Still struggling to find the most suitable structure for your startup, private, public, or other? This guide will help clarify your options.
Disadvantages of a public limited company
After learning the advantages of a public limited company, you should also consider its constraints to make an objective decision:
More Regulatory Requirements
A public limited company is subject to more regulations than private companies. These include disclosure of financial information and reporting requirements (IR35 Rules and Confirmation Statement) with Companies House. The public limited company must also hold an Annual General Meeting (AGM) each year, where shareholders vote on important matters, such as whether or not to declare dividends.
You can get an insight into the reporting requirements of a PLC with the help of the following guides:
Increased Filing/Reporting Requirements in the Wake of ECCTA
With the enactment of the Economic Crime and Corporate Transparency Act (ECCTA 2023), Companies House now has wider authority to improve transparency over UK companies and other legal entities to strengthen the business environment in the UK. As a result, a PLC’s directors and shareholders will have increased responsibilities, including:
- They must ensure their relevant information on filings is correct because the Act gives Companies House more power to query, reject, or remove filings that it considers incomplete, misleading, or suspicious.
- Their information on the company register is accurate because the registrar wields greater powers to question and challenge inaccurate or inconsistent information.
- Mandatory identity verification will apply to all directors and PSCs (persons with significant control).
- There must be an ‘appropriate address’ for companies, such as their registered office and email. Thus, the companies can no longer use a PO box as their registered office address.
- When incorporating a PLC, the founders must provide a “lawful purpose” statement to verify that the company is being formed for a lawful purpose.
- A company will also need to confirm that its intended future activities are lawful on its annual confirmation statement.
- A company must now file its accounts using software. However, for small and micro companies, the option to file abridged accounts has been abolished.
Higher Set-up Costs
A public limited company must make an initial public offering (IPO) of shares. This is when the company sells its first batch of stock, which allows it to raise money for growth and expansion purposes.
Importantly, to set up a public limited liability company, you must have a minimum of £50,000 share capital. Apart from that, it is necessary that you pay 25% (£12,500) of this amount before your company can start trading. Further down the line, you will also incur fees if you take professional assistance in order to list your company on the Stock Exchange. Now, these costs might be expensive for certain businesses, and they opt to stay private.
Ownership and Control Issues
When considering the disadvantages of a public limited company, you must not overlook how it can dilute the founding members’ influence. In a public limited company, founders and original owners are more prone to losing significant control. To substantiate the argument, according to OECD data, institutional investors hold over 60% of the shares in many publicly traded companies in the UK. More importantly, large shareholders in a PLC often command around a third of a company’s equity. Now, with a high concentration of ownership, the institutional shareholders exert significant influence, and therefore, the company’s crucial decisions cannot be made without their approval.

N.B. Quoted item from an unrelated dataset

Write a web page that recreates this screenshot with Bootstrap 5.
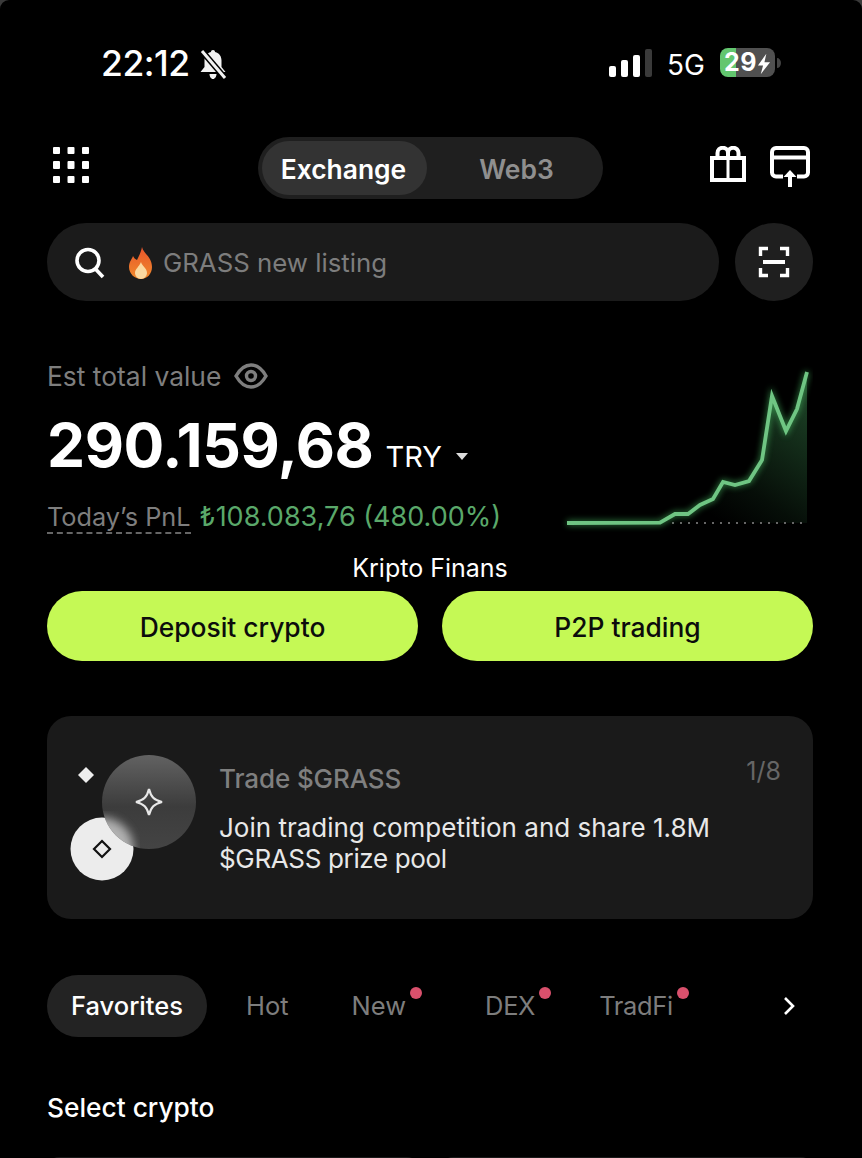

More Vulnerable to Takeovers
While easy access to shares is an upside for a PLC, it is also a pitfall among other public limited company disadvantages. As your PLC shares are publicly traded, it is more vulnerable to takeovers from external parties, like private equity investors or your rival companies. They can accumulate a significant number of shares in advance before launching a bid attempt to take over your company’s management. It is also known as a hostile takeover.
Hargreaves Lansdown (Britain’s largest investment platform) agreed to a £5.4 billion takeover by a consortium led by CVC Capital Partners in August 2024. Similarly, the Czech billionaire Daniel Křetínský’s EP Group acquired the parent company of Royal Mail, International Distribution Services (IDS), in a £3.6 billion takeover bid. Shareholders approved the takeover on April 30, 2025.
The above-mentioned cases corroborate that a public limited company is more vulnerable to takeovers with its publicly tradable shares.
Short-Term Performance
Public companies tend to focus more on short-term profits than private companies do because they face more external pressure. Most PLCs are required to report their performance to shareholders at regular intervals, primarily through half-year and annual results. Trading updates are also needed. This ongoing scrutiny can thus prompt a short-term focus on performance and market expectations.
Bottom Line
Before selecting a PLC as your final choice in business structures, do not forget to scrutinise the advantages and disadvantages of a public limited company. Doing so will leave you with no ambiguity about whether it is the most favourable business entity. Alternatively, with the help of market-leading startup accountants, your startup journey can become smooth sailing. We understand the urgency, cost limitations, and growth objectives that your new business may face, so we have built growth-based solutions and a network that will help you set your business in motion.
FAQs
Is it easier to transfer shares with a public limited company than a private one?
Yes, one of the advantages of a public limited company is the easy transferability of shares. In a PLC, public shareholders can purchase or sell shares in the company without requiring permission from the company directors, unlike a private company, where the selling or transferring of shares is subject to certain restrictions.
Does a public limited company have any setup costs?
Yes, to set up a public limited liability company, you must have a minimum of £50,000 share capital. It is also necessary that 25% (£12,500) of this amount is paid up before your company can start trading. Further, if you take professional assistance from an accountant, you will also consider the fees incurred for this.
Is it easy to exit a public limited company?
Yes, a PLC offers ample flexibility for exiting the business. If things do not run smoothly or as expected in the future, a public limited company structure facilitates you even in leaving the business. This way, it is easier for them to withdraw investment compared to a private company. Shareholders can easily sell their shares on the public market. Moreover, you can exit this business structure by transferring the ownership of a business to someone else through share sales.